In January, 1945, Donati acquired from Carlebach the superb complex mask illustrated here, which hung in his studio in the Gainsborough Building on Central Park South for over sixty years (see photo insert). The Donati Studio Mask is one of twelve “weather related” masks collected by Twitchell. It is accompanied by a note which reads: "Mask representing Oangiluk, the rain spirit that brings warm weather. He is supposed to be in the South facing the Kuskokwim country. When the wind strikes him in the rear, he spreads out his hands, and as the wind and rain pass through him they become mild and warm. The wind passes through the large tube." In essence the mask translates a benevolent force of nature into a more easily comprehensible being whose perceived role is to offer help to the people of the village in the form of warm weather and the accompanying influx of game. In Yup’ik life, the ability to obtain food is inextricably linked to communicating with the “other world”, in which a shaman’s ability to call the southwind was essential to bringing an end to winter and the return of birds and mammals. The anthropologist Ernest Hawkes observed a masked dance at St.
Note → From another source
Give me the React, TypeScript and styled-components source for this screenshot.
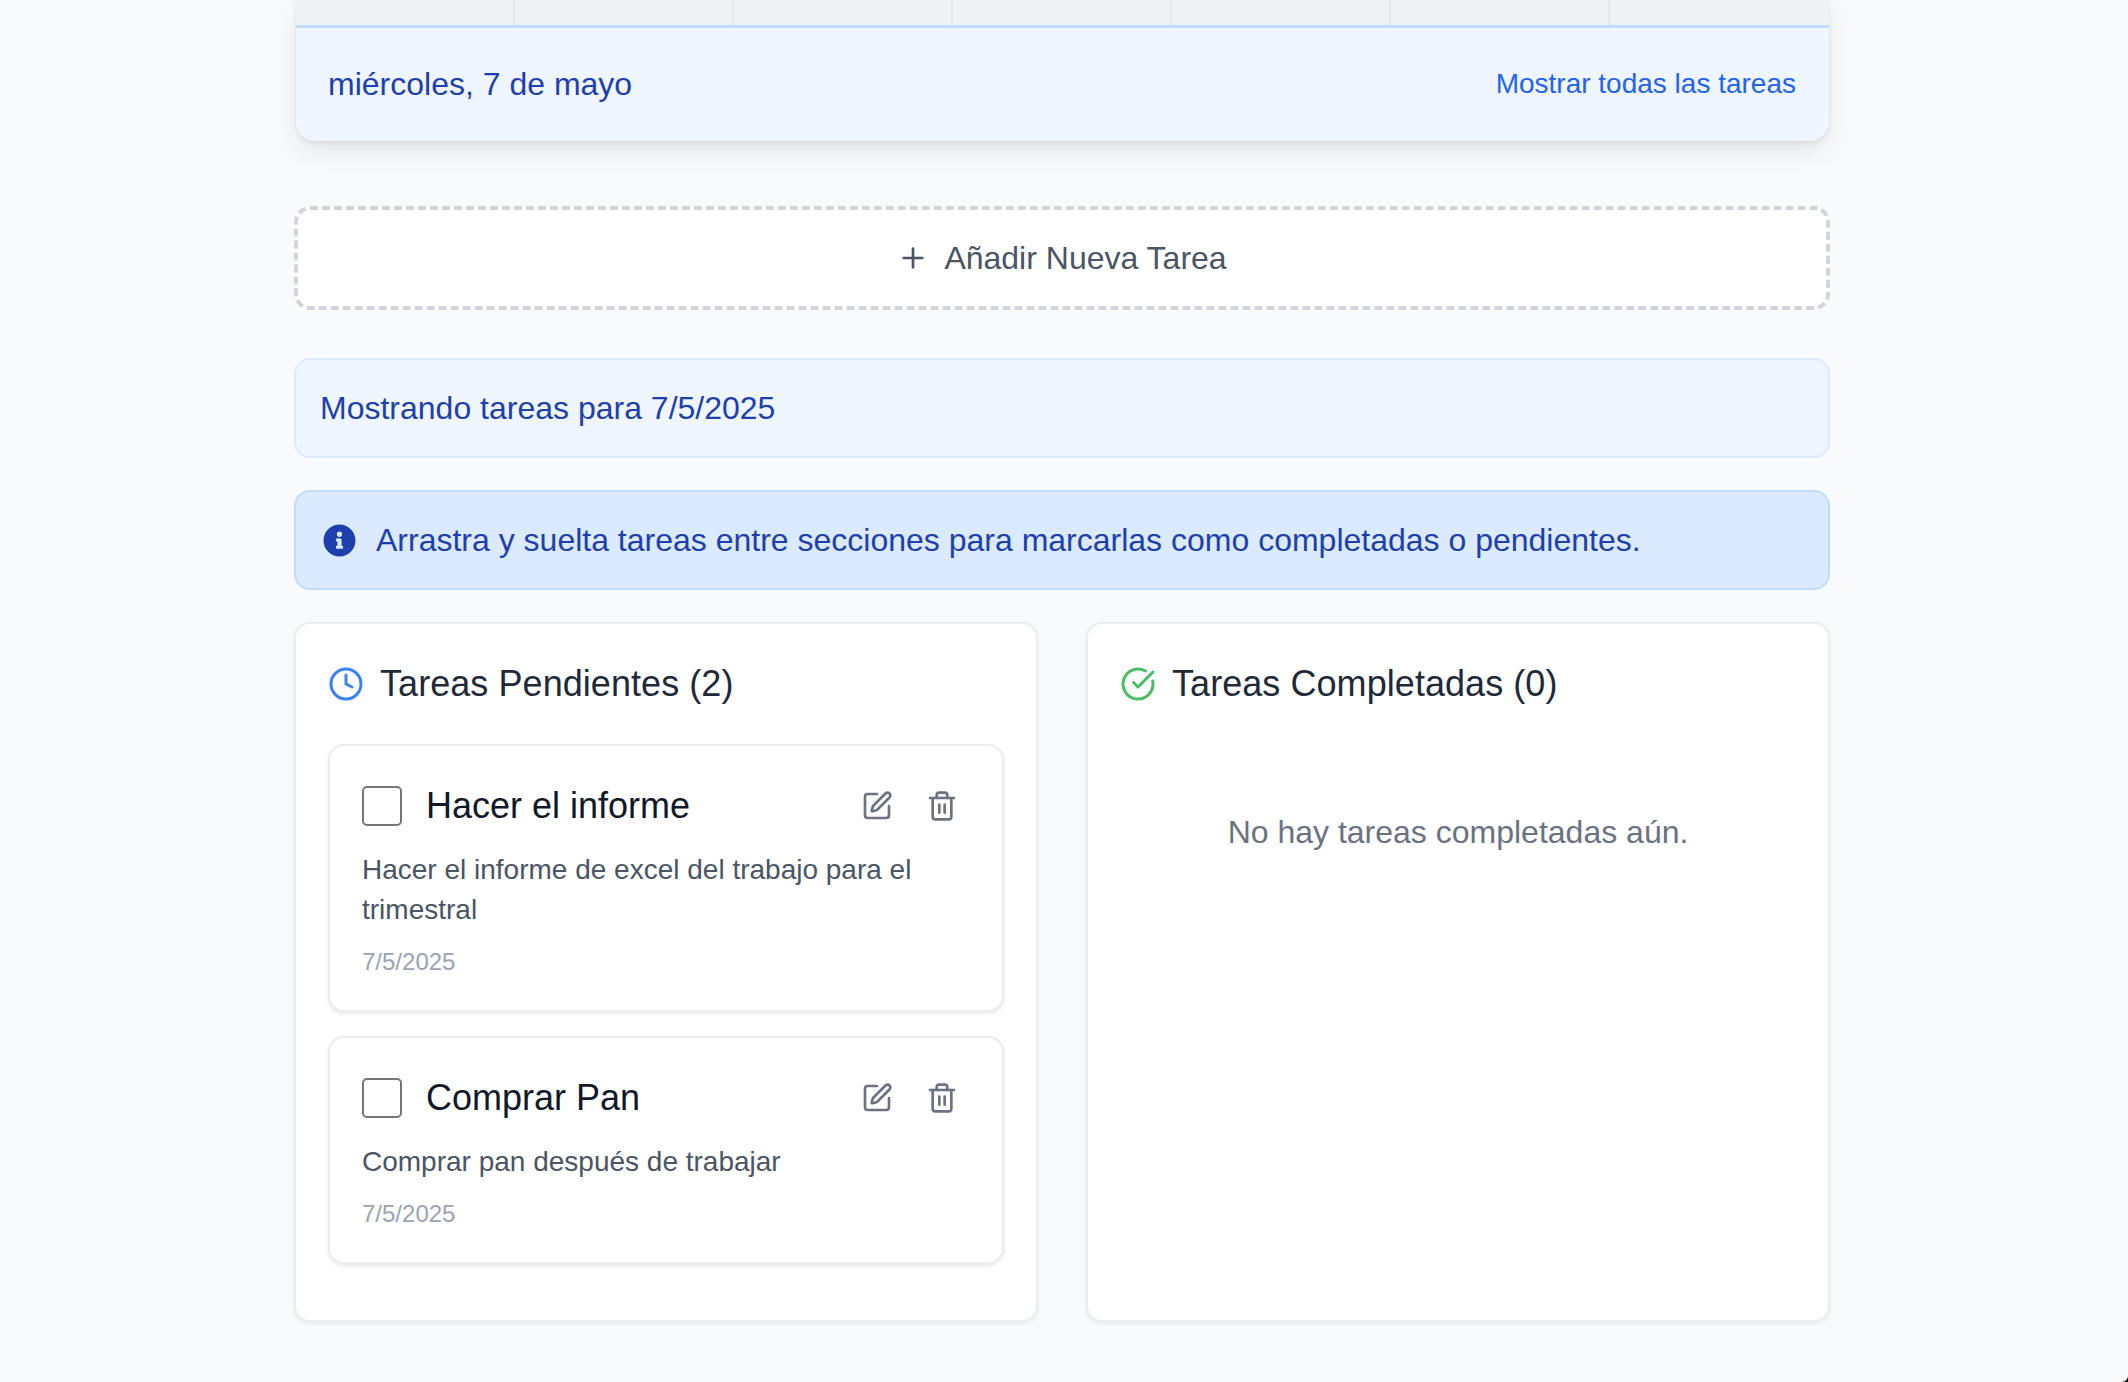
import React from "react";
import styled, { createGlobalStyle } from "styled-components";
import { Plus, Clock, CircleCheckBig, SquarePen, Trash2 } from "lucide-react";
import { FaInfoCircle } from "react-icons/fa";

const Global = createGlobalStyle`
  html, body { margin: 0; padding: 0; height: 100%; overflow: hidden; background: #f9fafb; }
  body { font-family: "Liberation Sans", Arial, sans-serif; }
  * { box-sizing: border-box; }
`;

const Page = styled.div`
  height: 1382px;
  padding: 0 298px 0 294px;
  display: flex;
  flex-direction: column;
`;

const CalendarCard = styled.section`
  margin: 0 1px 0 2px;
  border-radius: 0 0 20px 20px;
  box-shadow: 0 12px 24px rgba(0, 0, 0, 0.08), 0 2px 5px rgba(0, 0, 0, 0.08);
  overflow: hidden;
`;

const WeekRow = styled.div`
  height: 25px;
  display: grid;
  grid-template-columns: repeat(7, 1fr);
  background: #f0f1f3;
`;

const WeekCell = styled.div`
  border-right: 2px solid #e5e7eb;
  &:last-child { border-right: 0; }
`;

const SelectedBar = styled.div`
  height: 116px;
  border-top: 3px solid #bfdbfe;
  background: #eff6ff;
  padding: 0 33px 0 32px;
  display: flex;
  align-items: center;
  justify-content: space-between;
`;

const SelectedDate = styled.span`
  font-size: 32px;
  color: #1e40af;
`;

const ShowAll = styled.a`
  padding-bottom: 2px;
  font-size: 28px;
  color: #2563eb;
`;

const AddButton = styled.button`
  margin-top: 65px;
  height: 104px;
  border: 4px dashed #d1d5db;
  border-radius: 16px;
  background: #fff;
  font: inherit;
  font-size: 32px;
  color: #4b5563;
  display: flex;
  align-items: center;
  justify-content: center;
  gap: 15px;
`;

const Notice = styled.div<{ $strong?: boolean }>`
  height: 100px;
  border: 2px solid ${(p) => (p.$strong ? "#bfdbfe" : "#dbeafe")};
  border-radius: 16px;
  background: ${(p) => (p.$strong ? "#dbeafe" : "#eff6ff")};
  color: #1e40af;
  font-size: 32px;
  display: flex;
  align-items: center;
  gap: 20px;
  padding-left: ${(p) => (p.$strong ? "27px" : "24px")};
  margin-top: ${(p) => (p.$strong ? "32px" : "48px")};
`;

const Columns = styled.div`
  margin-top: 32px;
  height: 700px;
  display: grid;
  grid-template-columns: 1fr 1fr;
  gap: 48px;
`;

const Panel = styled.section`
  border-radius: 16px;
  background: #fff;
  border: 2px solid #ebecef;
  box-shadow: 0 2px 4px rgba(0, 0, 0, 0.07);
  padding: 32px;
`;

const PanelTitle = styled.h2<{ $tint: string }>`
  margin: 0;
  height: 56px;
  display: flex;
  align-items: center;
  gap: 16px;
  font-size: 36px;
  font-weight: 400;
  line-height: 56px;
  letter-spacing: 0.06px;
  color: #1f2937;
  svg { color: ${(p) => p.$tint}; flex: none; }
`;

const TaskList = styled.div`
  margin-top: 32px;
  display: flex;
  flex-direction: column;
  gap: 24px;
`;

const TaskCard = styled.article`
  border-radius: 16px;
  background: #fff;
  border: 2px solid #ebecef;
  box-shadow: 0 2px 4px rgba(0, 0, 0, 0.09);
  padding: 32px;
`;

const TaskHead = styled.div`
  display: flex;
  align-items: center;
  height: 56px;
`;

const Check = styled.span`
  width: 40px;
  height: 40px;
  flex: none;
  border: 2px solid #767676;
  border-radius: 5px;
  background: #fff;
`;

const TaskTitle = styled.h3`
  margin: 0 0 0 24px;
  flex: 1;
  font-size: 36px;
  font-weight: 400;
  line-height: 56px;
  color: #111827;
`;

const Actions = styled.div`
  display: flex;
  margin-right: 12px;
`;

const IconBtn = styled.button`
  width: 32px;
  height: 32px;
  padding: 0;
  margin-left: 33px;
  border: 0;
  background: none;
  color: #6b7280;
  display: block;
`;

const TaskDesc = styled.p`
  margin: 16px 0 0;
  font-size: 28px;
  line-height: 40px;
  color: #4b5563;
`;

const TaskDate = styled.div`
  margin-top: 16px;
  font-size: 24px;
  line-height: 32px;
  color: #9ca3af;
`;

const Empty = styled.p`
  margin: 96px 0 0;
  text-align: center;
  font-size: 32px;
  line-height: 48px;
  color: #6b7280;
`;

const WindowCorner = styled.svg`
  position: fixed;
  right: 0;
  bottom: 0;
  display: block;
`;

const tasks = [
  { title: "Hacer el informe", desc: "Hacer el informe de excel del trabajo para el trimestral" },
  { title: "Comprar Pan", desc: "Comprar pan después de trabajar" },
];

export default function App() {
  return (
    <>
      <Global />
      <Page>
        <CalendarCard>
          <WeekRow>
            {Array.from({ length: 7 }, (_, i) => (
              <WeekCell key={i} />
            ))}
          </WeekRow>
          <SelectedBar>
            <SelectedDate>miércoles, 7 de mayo</SelectedDate>
            <ShowAll>Mostrar todas las tareas</ShowAll>
          </SelectedBar>
        </CalendarCard>

        <AddButton>
          <Plus size={32} strokeWidth={2} />
          Añadir Nueva Tarea
        </AddButton>

        <Notice>Mostrando tareas para 7/5/2025</Notice>
        <Notice $strong>
          <FaInfoCircle size={33} />
          Arrastra y suelta tareas entre secciones para marcarlas como completadas o pendientes.
        </Notice>

        <Columns>
          <Panel>
            <PanelTitle $tint="#3b82f6">
              <Clock size={36} />
              Tareas Pendientes (2)
            </PanelTitle>
            <TaskList>
              {tasks.map((t) => (
                <TaskCard key={t.title}>
                  <TaskHead>
                    <Check />
                    <TaskTitle>{t.title}</TaskTitle>
                    <Actions>
                      <IconBtn><SquarePen size={32} /></IconBtn>
                      <IconBtn><Trash2 size={32} /></IconBtn>
                    </Actions>
                  </TaskHead>
                  <TaskDesc>{t.desc}</TaskDesc>
                  <TaskDate>7/5/2025</TaskDate>
                </TaskCard>
              ))}
            </TaskList>
          </Panel>
          <Panel>
            <PanelTitle $tint="#4bbd63">
              <CircleCheckBig size={36} />
              Tareas Completadas (0)
            </PanelTitle>
            <Empty>No hay tareas completadas aún.</Empty>
          </Panel>
        </Columns>
      </Page>
      <WindowCorner width="6" height="6" viewBox="0 0 6 6">
        <path d="M6 0V6H0A6 6 0 0 0 6 0Z" fill="#000" />
      </WindowCorner>
    </>
  );
}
Michaels, Alaska, in the winter of 1911-12 and observed: “...the last to perform was the shaman. At the end of his trance-like performance...he informed the audience that the inua (spirit) of the animals had been pleased with the dances and had promised their continued assistance in the hunt.” (see: Vastokas 1967, pg. 66). An elder present goes on to say: ”...to stop the Eskimo from singing and dancing...was like cutting the tongue out of a bird. They did not dance for pleasure alone, but so their families might be fed.” (see: Riordan 1996, pg. 142).
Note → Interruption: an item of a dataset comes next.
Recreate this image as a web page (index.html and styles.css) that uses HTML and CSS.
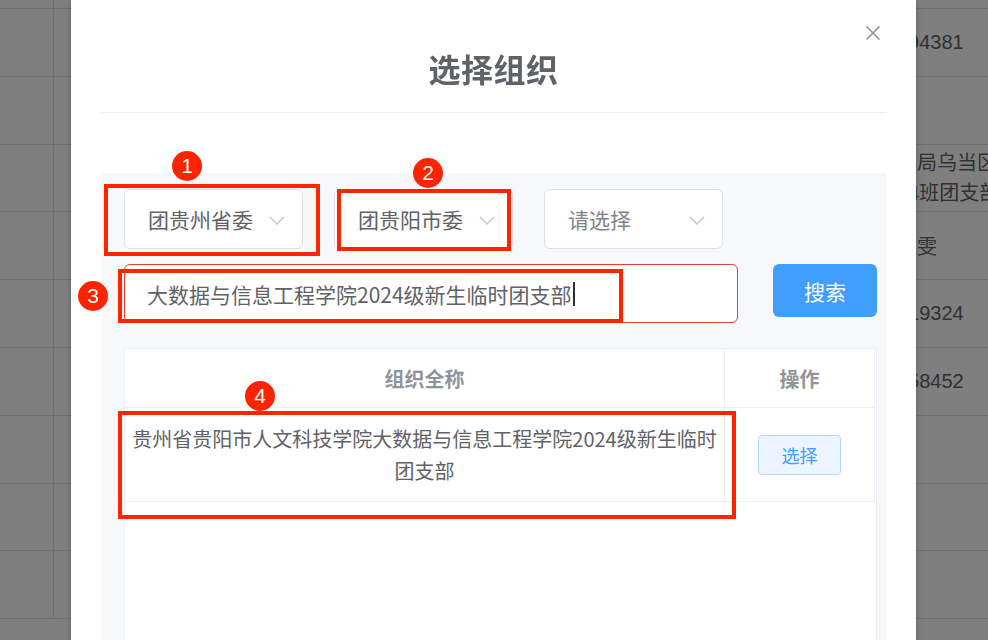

In the important sculpture illustrated here, we see wind and rain represented as a subject under the control of the masked dancer. The arching appendage at the top of the mask suggests the overall directional force of the wind, and it is easy to imagine how the rhythmic motion of the dangles would capture the choreographed dance of leaves in the wind, or the sparkle of waves on water. The large hollow tube evokes the force of the wind itself and the sticks suspended from the lower appendages suggest rain falling from clouds. The parallel paths of individual raindrops shift in unison in response to the actions of the wind, just as the sticks move rhythmically in response to the movement of the performer. This interpretation of seemingly abstract design elements is well supported by the few descriptive lines that Twitchell recorded. The mask is exceptionally dramatic in appearance, yet supremely elegant in the carefully balanced presentation of its elaborate composition. The beautifully carved face emerges in subtle relief from the elliptical central form, and is further enhanced by the application of pigment. A complex array of shapes and movable elements surrounds it, adding to the sense of mystery, creating a visual symphony of shape and form. 
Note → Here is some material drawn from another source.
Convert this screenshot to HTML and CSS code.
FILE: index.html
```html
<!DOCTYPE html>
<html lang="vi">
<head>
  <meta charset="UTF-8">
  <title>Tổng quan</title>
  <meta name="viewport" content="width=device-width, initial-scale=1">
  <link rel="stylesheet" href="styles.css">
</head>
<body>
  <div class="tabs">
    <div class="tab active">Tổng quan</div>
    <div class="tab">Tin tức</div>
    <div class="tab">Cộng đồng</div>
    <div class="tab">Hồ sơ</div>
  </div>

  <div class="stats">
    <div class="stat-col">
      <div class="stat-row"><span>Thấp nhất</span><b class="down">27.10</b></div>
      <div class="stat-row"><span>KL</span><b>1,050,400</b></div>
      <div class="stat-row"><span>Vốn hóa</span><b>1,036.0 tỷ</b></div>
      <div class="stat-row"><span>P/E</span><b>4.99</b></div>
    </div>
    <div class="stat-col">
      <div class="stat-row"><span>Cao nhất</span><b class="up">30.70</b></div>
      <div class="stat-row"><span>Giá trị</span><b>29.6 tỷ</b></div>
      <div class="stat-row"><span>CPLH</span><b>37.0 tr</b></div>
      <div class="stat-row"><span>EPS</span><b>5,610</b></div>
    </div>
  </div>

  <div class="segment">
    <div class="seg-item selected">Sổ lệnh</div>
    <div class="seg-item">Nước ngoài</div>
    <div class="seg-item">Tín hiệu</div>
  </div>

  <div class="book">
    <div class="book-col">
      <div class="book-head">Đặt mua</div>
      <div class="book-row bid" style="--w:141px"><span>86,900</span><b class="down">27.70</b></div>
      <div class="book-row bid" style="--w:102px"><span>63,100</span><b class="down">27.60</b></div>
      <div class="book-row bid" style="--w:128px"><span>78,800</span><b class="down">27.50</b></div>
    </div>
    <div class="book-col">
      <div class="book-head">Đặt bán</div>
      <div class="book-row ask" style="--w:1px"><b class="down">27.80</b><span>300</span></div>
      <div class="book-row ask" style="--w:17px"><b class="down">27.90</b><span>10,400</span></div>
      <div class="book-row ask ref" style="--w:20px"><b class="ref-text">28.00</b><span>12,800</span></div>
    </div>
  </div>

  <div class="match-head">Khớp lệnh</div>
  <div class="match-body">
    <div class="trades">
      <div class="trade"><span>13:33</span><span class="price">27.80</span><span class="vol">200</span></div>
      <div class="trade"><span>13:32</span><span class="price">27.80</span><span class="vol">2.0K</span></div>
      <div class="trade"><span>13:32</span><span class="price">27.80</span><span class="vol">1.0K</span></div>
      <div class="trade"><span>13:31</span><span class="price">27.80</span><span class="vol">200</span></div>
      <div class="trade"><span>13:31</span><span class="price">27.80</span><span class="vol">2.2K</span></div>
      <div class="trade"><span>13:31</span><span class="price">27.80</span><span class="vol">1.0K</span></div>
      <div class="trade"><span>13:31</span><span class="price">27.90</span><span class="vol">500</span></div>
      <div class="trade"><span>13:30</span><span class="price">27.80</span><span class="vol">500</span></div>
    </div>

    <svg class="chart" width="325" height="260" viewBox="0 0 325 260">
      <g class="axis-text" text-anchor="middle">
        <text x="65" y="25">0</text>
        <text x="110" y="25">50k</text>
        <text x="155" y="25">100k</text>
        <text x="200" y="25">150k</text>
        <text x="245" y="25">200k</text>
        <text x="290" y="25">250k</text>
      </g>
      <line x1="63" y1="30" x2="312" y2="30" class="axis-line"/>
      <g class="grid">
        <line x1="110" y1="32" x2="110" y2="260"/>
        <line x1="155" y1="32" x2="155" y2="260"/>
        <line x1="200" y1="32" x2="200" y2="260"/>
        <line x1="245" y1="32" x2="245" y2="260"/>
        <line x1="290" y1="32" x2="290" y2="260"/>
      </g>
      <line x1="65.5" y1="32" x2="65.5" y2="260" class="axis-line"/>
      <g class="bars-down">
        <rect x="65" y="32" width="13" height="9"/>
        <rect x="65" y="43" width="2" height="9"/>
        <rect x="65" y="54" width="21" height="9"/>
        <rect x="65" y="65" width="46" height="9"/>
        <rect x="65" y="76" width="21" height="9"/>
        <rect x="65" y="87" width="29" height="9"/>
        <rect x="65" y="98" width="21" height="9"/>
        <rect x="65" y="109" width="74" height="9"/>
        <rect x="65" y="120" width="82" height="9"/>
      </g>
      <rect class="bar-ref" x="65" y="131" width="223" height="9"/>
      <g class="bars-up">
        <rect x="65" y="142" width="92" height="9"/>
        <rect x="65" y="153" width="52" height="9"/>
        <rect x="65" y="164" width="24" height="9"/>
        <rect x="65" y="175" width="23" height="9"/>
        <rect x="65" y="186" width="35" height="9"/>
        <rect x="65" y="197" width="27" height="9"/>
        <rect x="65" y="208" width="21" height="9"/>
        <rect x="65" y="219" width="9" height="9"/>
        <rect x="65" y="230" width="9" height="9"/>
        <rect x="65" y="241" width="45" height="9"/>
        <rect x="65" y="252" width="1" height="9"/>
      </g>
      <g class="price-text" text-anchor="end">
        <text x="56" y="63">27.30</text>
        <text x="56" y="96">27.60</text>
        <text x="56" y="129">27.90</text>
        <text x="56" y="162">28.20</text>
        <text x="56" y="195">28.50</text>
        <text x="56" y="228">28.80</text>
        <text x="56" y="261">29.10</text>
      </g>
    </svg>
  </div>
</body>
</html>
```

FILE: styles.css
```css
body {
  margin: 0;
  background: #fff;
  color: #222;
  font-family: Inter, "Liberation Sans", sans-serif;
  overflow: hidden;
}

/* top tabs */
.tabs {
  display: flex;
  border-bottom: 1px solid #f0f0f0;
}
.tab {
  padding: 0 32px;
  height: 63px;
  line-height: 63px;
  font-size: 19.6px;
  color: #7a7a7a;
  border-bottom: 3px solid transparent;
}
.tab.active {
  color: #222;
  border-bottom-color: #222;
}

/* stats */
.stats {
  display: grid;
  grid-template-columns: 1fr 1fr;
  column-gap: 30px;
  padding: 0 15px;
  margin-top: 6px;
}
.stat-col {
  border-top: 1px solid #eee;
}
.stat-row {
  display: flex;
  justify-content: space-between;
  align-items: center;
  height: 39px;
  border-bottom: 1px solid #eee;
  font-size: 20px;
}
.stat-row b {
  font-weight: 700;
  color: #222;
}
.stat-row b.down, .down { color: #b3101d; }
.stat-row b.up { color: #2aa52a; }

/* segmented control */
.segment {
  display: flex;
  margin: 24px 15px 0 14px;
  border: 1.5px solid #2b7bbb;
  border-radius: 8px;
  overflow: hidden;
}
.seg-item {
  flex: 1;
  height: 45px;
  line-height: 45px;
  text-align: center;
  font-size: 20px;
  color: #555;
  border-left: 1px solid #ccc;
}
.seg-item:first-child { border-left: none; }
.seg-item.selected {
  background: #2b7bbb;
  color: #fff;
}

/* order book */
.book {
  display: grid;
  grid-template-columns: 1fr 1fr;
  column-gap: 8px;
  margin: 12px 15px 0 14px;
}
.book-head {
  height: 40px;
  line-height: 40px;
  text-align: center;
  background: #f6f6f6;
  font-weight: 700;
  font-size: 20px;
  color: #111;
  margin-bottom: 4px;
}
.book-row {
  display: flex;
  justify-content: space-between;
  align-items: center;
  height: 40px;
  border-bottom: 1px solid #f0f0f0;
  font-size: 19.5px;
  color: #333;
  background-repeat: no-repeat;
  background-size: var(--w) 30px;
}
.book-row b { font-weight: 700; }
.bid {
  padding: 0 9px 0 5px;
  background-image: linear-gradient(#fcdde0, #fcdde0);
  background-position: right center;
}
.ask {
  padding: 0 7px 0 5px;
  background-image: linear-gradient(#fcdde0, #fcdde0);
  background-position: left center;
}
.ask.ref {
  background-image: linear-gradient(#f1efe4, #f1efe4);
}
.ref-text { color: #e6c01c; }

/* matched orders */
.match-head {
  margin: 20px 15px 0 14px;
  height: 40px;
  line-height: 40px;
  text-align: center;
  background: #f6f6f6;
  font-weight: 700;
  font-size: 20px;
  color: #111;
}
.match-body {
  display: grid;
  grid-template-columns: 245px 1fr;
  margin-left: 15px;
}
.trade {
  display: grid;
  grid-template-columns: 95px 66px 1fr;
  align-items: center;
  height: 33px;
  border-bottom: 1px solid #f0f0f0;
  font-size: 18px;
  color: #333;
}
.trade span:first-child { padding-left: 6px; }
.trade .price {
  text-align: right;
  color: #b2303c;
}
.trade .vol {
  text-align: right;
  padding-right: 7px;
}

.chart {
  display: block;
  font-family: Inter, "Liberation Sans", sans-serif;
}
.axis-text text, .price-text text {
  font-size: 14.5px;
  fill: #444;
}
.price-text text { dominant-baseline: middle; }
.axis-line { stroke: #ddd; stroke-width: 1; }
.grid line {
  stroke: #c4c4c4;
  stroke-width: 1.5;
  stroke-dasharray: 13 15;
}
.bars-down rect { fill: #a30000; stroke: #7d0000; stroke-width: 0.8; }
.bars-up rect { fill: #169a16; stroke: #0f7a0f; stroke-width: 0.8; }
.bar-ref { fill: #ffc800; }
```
Of the twelve weather-related masks collected by Twitchell, four share many stylistic similarities (see: Riordan 1996, pgs. 258 and 259). Though they differ in some of their details, it is reasonable to conclude that these four, together with the Donati Studio mask are by the same artist. A pair of Swan masks, the iconic mask example once owned by Andre Breton now in the Pavillion des Sessions at the Louvre (see: Devers 2001, pgs. 560-561), the other acquired from Carlebach by George Duthuit, the son-in-law of Henri Matisse, are also by the same hand. The Duthuit mask was included in the landmark show “Indian Art of the United States” in 1941 at the Museum of Modern Art, the first exhibition to present Native American Art together with Western Art in a major museum (see: D’Harnoncourt 1941, pg. 175). Another of the Twitchell masks was featured in “Primitivism in 20th Century Art” in 1984 at the Museum of Modern Art, and was subsequently acquired by Ernst Beyeler, and is now at Fondation Beyeler, in Basel, Switzerland (see: Rubin 1984, pg. 621).

This compelling group of masks constitutes what is perhaps the greatest body of North American Indian Art ever created. The Surrealists recognized this, and the influence of these masks on the evolution of Western Art must not be underestimated. The Donati Studio mask is the final example of these extraordinary works of art remaining in private hands, representing a rare opportunity to acquire an artistic masterpiece of monumental importance.